Sturm
- 1963 book edition
- Author: Ernst Jünger
- Translator: Alexis P. Walker
- Publication date: 11–27 April 1923
- Published in English: 1 October 2015
- Pages: 101

= Sturm (novella) =

1923 novella by Ernst Jünger

Sturm is a 1923 World War I novella by the German writer Ernst Jünger.

==Plot==
Sturm has a frame story set in the days before the Somme Offensive on the Western Front. A group of German officers meet to discuss the war and listen to the literary sketches read by one of their members, Lieutenant Sturm ("Storm").

==Publication==
Sturm was serialised in the Hannoverscher Kurier from 11 to 27 April 1923. It was abandoned after a few installments and was forgotten even by Jünger until it was rediscovered in 1960. It was published in book form in 1963. An English translation by Alexis P. Walker was published by Telos Press Publishing in 2015.

=== Translations ===
- Sturm, Dutch translation by Tinke Davids, De Arbeiderspers, Amsterdam 1984
- Lieutenant Sturm, French translation by Philippe Giraudon, Éditions Viviane Hamy, Paris 1991
- Il tenente Sturm, Italian translation by Alessandra Iadicicco, Guanda, Milano 2001
- Sturm, Swedish translation by Urban Lindström, Bokförlaget Augusti, Lund 2006
- Лейтенант Штурм, Russian translation by Vladimir Mikushevich, Vladimir Dal, St.

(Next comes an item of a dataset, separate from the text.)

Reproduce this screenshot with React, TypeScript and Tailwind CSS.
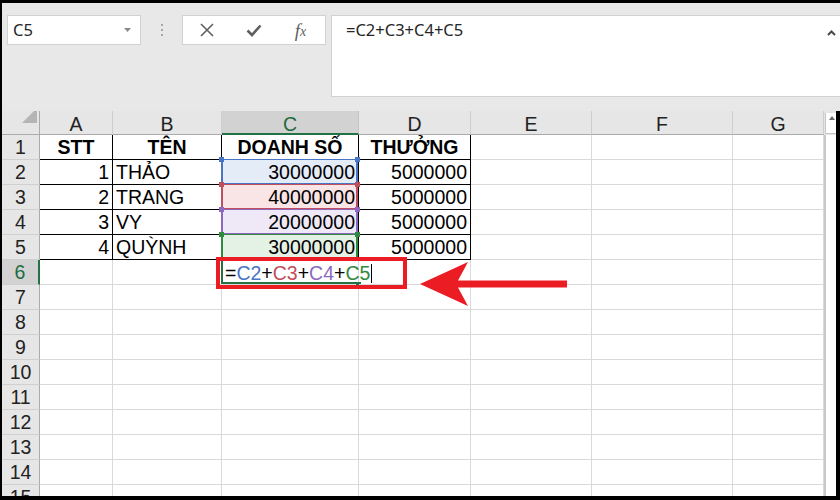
import clsx from "clsx";

const COLS = ["A", "B", "C", "D", "E", "F", "G"];
const ROWS = Array.from({ length: 15 }, (_, i) => i + 1);

const DATA: Record<number, string[]> = {
  1: ["STT", "TÊN", "DOANH SỐ", "THƯỞNG"],
  2: ["1", "THẢO", "30000000", "5000000"],
  3: ["2", "TRANG", "40000000", "5000000"],
  4: ["3", "VY", "20000000", "5000000"],
  5: ["4", "QUỲNH", "30000000", "5000000"],
};

// colour of each referenced range in the formula
const RANGES: Record<number, { line: string; fill: string; dot: string }> = {
  2: { line: "border-[#4a74c4]", fill: "bg-[#e4ecf8]", dot: "bg-[#4a74c4]" },
  3: { line: "border-[#c14e5b]", fill: "bg-[#f9e4e6]", dot: "bg-[#c14e5b]" },
  4: { line: "border-[#8c68bf]", fill: "bg-[#efe9f7]", dot: "bg-[#8c68bf]" },
  5: { line: "border-[#2f8a40]", fill: "bg-[#e4f1e5]", dot: "bg-[#2f8a40]" },
};

function FormulaBar() {
  return (
    <div className="h-[108px] shrink-0 flex items-start pt-[12px] pl-[5px] font-['Noto_Sans',sans-serif] text-[#262626]">
      {/* Name box */}
      <div className="w-[134px] h-[30px] bg-white border border-[#d2d2d2] flex items-center justify-between pl-[5px] pr-[9px] text-[16.5px]">
        <span>C5</span>
        <svg width="7" height="4" viewBox="0 0 7 4">
          <path d="M0 0h7L3.5 4z" fill="#8a8a8a" />
        </svg>
      </div>

      <div className="w-[41px] h-[30px] flex flex-col items-center justify-center gap-[3px]">
        <span className="w-[2px] h-[2px] bg-[#a8a8a8]" />
        <span className="w-[2px] h-[2px] bg-[#a8a8a8]" />
        <span className="w-[2px] h-[2px] bg-[#a8a8a8]" />
      </div>

      {/* Cancel / Enter / Insert function */}
      <div className="w-[144px] h-[30px] bg-white border border-[#d2d2d2] flex items-center">
        <div className="w-[47px] flex justify-center">
          <svg width="14" height="14" viewBox="0 0 14 14">
            <path d="M1 1l12 12M13 1L1 13" stroke="#5f5f5f" strokeWidth="1.6" />
          </svg>
        </div>
        <div className="w-[47px] flex justify-center">
          <svg width="16" height="13" viewBox="0 0 16 13">
            <path d="M1.5 6.5l4.5 4.5L14.5 1.5" stroke="#5f5f5f" strokeWidth="2.6" fill="none" />
          </svg>
        </div>
        <div className="w-[47px] flex justify-center font-['Liberation_Serif',serif] italic text-[#5f5f5f] text-[19px] leading-none">
          <span>f</span>
          <span className="text-[14px] mt-[4px]">x</span>
        </div>
      </div>

      {/* Formula input */}
      <div className="ml-[5px] flex-1 h-[82px] bg-white border border-r-0 border-[#d2d2d2] flex justify-between pl-[14px] pr-[4px] pt-[2px] text-[16.5px]">
        <span>=C2+C3+C4+C5</span>
        <svg width="9" height="6" viewBox="0 0 9 6" className="mt-[12px]">
          <path d="M1 5l3.5-3.5L8 5" stroke="#4a4a4a" strokeWidth="2" fill="none" />
        </svg>
      </div>
    </div>
  );
}

function Cell({ r, c }: { r: number; c: number }) {
  const val = DATA[r]?.[c];
  const inTable = r <= 5 && c <= 3;
  const isNum = !!val && /^\d+$/.test(val);
  const range = c === 2 ? RANGES[r] : undefined;
  const editing = r === 6 && c === 2;

  return (
    <div
      className={clsx(
        "relative h-[25px] border-r border-b leading-[24px] whitespace-nowrap",
        inTable ? "border-black" : "border-[#d9d9d9]",
        range?.fill,
        r === 1 ? "font-bold text-center" : isNum ? "text-right pr-[3px]" : "pl-[3px]"
      )}
    >
      {val}

      {range && (
        <div className={clsx("absolute -left-[1px] -top-[1px] right-0 bottom-0 border-x-2 border-y", range.line)}>
          <span className={clsx("absolute -left-[4px] -top-[3px] w-[5px] h-[5px]", range.dot)} />
          <span className={clsx("absolute -right-[4px] -top-[3px] w-[5px] h-[5px]", range.dot)} />
        </div>
      )}

      {editing && (
        <>
          <div className="absolute -left-[1px] -top-[1px] right-0 bottom-0 border-l-2 border-b-2 border-[#217346]" />
          <span className="absolute -right-[3px] -bottom-[3px] w-[5px] h-[5px] bg-[#217346]" />
          <div className="absolute left-0 top-[1px] pl-[3px] leading-[24px]">
            <span>=</span>
            <span className="text-[#4a74c4]">C2</span>
            <span>+</span>
            <span className="text-[#c14e5b]">C3</span>
            <span>+</span>
            <span className="text-[#8c68bf]">C4</span>
            <span>+</span>
            <span className="text-[#2f8a40]">C5</span>
            <span className="inline-block w-[1px] h-[19px] bg-black align-[-3px] ml-[1px]" />
          </div>
          {/* annotation box */}
          <div className="absolute -left-[6px] -top-[3px] w-[191px] h-[32px] border-4 border-[#ec1c24] z-10" />
        </>
      )}
    </div>
  );
}

function Sheet() {
  return (
    <div className="flex-1 min-h-0 flex overflow-hidden border-r-4 border-black">
      <div className="relative grid grid-cols-[38px_73px_109px_137px_112px_121px_141px_91px] content-start bg-white font-['Liberation_Sans',Arial,sans-serif] text-[19.5px] text-black">
        {/* corner */}
        <div className="relative h-[24px] bg-[#e6e6e6] border-r border-b border-[#ababab]">
          <svg width="15" height="15" viewBox="0 0 15 15" className="absolute right-[2px] top-[-3px]">
            <path d="M15 0v15H0z" fill="#b5b5b5" />
          </svg>
        </div>
        {COLS.map((col, i) => (
          <div
            key={col}
            className={clsx(
              "h-[24px] text-center leading-[22px] pt-[2px] border-r",
              i === 2
                ? "bg-[#d2d2d2] text-[#1e6b3e] border-b-2 border-r-[#c4c4c4] border-b-[#217346]"
                : "bg-[#e6e6e6] text-[#222] border-b border-r-[#cdcdcd] border-b-[#ababab]"
            )}
          >
            {col}
          </div>
        ))}

        {ROWS.map((r) => (
          <div key={r} className="contents">
            <div
              className={clsx(
                "h-[25px] text-center leading-[24px] border-b border-b-[#d0d0d0]",
                r === 6
                  ? "bg-[#d2d2d2] text-[#1e6b3e] border-r-2 border-r-[#217346]"
                  : "bg-[#e6e6e6] text-[#222] border-r border-r-[#ababab]"
              )}
            >
              {r}
            </div>
            {COLS.map((_, c) => (
              <Cell key={c} r={r} c={c} />
            ))}
          </div>
        ))}

        {/* red arrow pointing at the formula */}
        <svg width="152" height="48" viewBox="0 0 152 48" className="absolute left-[416px] top-[149px] z-10">
          <path d="M2 24L50 2L40 20.5H149V27.5H40L50 46Z" fill="#ec1c24" />
        </svg>
      </div>

      {/* vertical scrollbar */}
      <div className="flex-1 flex flex-col bg-white">
        <div className="h-[24px] bg-[#e6e6e6] pt-[2px] pl-[1px]">
          <div className="h-[21px] bg-white border-l border-b border-[#c6c6c6] flex justify-end pr-[1px] pt-[3px]">
            <svg width="6" height="4" viewBox="0 0 6 4">
              <path d="M0 4L3 0L6 4z" fill="#6a6a6a" />
            </svg>
          </div>
        </div>
        <div className="flex-1 border-l-2 border-[#c8c8c8]" />
      </div>
    </div>
  );
}

export default function App() {
  return (
    <div className="w-[840px] h-[500px] bg-black pt-[3px] pl-[2px] pb-[4px] overflow-hidden">
      <div className="h-full bg-[#e8e8e8] flex flex-col">
        <FormulaBar />
        <Sheet />
      </div>
    </div>
  );
}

Petersburg 2010
- El teniente Sturm, Spanish translation by Carmen Gauger, Tusquets Editores, Barcelona 2014
- Sturm, English translation by Alexis P. Walker, Telos Press Publishing, New York 2015
- Sturm, Ukrainian translation by Gleb Parfenov, Dipa, Kyiv 2019

==Adaptation==
A dramatic monologue based on the novella played at the Mainfranken Theater Würzburg in 2014–2015. It was written and directed by Hermann Schneider and starred Sven Mattke.